-- Work required --
All lines in which the word "React" occurs are to be extracted.

* * * * * * * * *

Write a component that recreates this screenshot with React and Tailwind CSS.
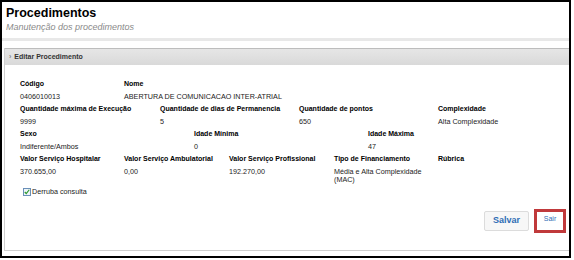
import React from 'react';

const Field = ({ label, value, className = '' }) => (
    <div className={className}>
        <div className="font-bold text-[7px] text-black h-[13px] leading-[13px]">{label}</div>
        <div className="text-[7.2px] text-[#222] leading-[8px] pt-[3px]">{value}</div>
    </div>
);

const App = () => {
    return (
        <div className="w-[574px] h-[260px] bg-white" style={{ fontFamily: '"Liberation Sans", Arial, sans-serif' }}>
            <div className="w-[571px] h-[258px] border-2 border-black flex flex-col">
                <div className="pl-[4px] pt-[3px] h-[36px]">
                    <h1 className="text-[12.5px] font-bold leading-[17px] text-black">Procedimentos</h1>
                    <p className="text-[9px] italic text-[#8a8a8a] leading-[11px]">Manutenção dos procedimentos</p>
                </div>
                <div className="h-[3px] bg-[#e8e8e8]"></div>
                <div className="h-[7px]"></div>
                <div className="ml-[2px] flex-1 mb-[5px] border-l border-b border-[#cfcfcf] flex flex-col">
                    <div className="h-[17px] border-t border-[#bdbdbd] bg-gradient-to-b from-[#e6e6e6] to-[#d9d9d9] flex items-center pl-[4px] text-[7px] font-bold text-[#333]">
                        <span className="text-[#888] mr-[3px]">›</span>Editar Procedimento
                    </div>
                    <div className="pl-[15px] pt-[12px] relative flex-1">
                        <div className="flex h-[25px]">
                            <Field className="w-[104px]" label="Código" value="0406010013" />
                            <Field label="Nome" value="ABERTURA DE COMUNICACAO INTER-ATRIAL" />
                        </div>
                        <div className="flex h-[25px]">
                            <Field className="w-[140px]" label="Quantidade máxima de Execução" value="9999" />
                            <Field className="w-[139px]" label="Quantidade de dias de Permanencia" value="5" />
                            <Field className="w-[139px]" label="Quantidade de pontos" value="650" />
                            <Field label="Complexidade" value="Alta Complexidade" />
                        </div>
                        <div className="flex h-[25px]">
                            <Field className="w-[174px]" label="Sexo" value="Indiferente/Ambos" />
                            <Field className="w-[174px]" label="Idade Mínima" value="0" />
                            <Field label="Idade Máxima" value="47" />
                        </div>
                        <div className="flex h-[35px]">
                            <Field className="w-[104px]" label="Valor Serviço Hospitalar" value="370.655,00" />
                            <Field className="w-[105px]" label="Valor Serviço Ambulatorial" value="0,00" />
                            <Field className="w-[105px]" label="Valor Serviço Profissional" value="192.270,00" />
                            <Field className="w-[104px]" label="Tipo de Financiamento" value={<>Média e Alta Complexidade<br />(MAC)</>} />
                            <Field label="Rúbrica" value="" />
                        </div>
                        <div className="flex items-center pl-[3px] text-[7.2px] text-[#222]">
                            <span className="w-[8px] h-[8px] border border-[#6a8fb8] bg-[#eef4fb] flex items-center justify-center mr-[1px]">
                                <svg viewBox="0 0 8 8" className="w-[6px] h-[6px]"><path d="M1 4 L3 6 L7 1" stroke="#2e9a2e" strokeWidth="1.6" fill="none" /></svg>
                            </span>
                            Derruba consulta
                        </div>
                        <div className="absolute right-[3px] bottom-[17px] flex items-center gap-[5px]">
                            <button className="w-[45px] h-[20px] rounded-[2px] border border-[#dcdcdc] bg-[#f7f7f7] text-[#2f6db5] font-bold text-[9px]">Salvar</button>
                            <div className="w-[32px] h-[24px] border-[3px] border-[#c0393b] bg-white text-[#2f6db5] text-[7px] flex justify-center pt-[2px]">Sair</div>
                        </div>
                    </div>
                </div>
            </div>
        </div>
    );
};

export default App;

* * * * * * * * *

-- Response --
Write a component that recreates this screenshot with React and Tailwind CSS.
import React from 'react';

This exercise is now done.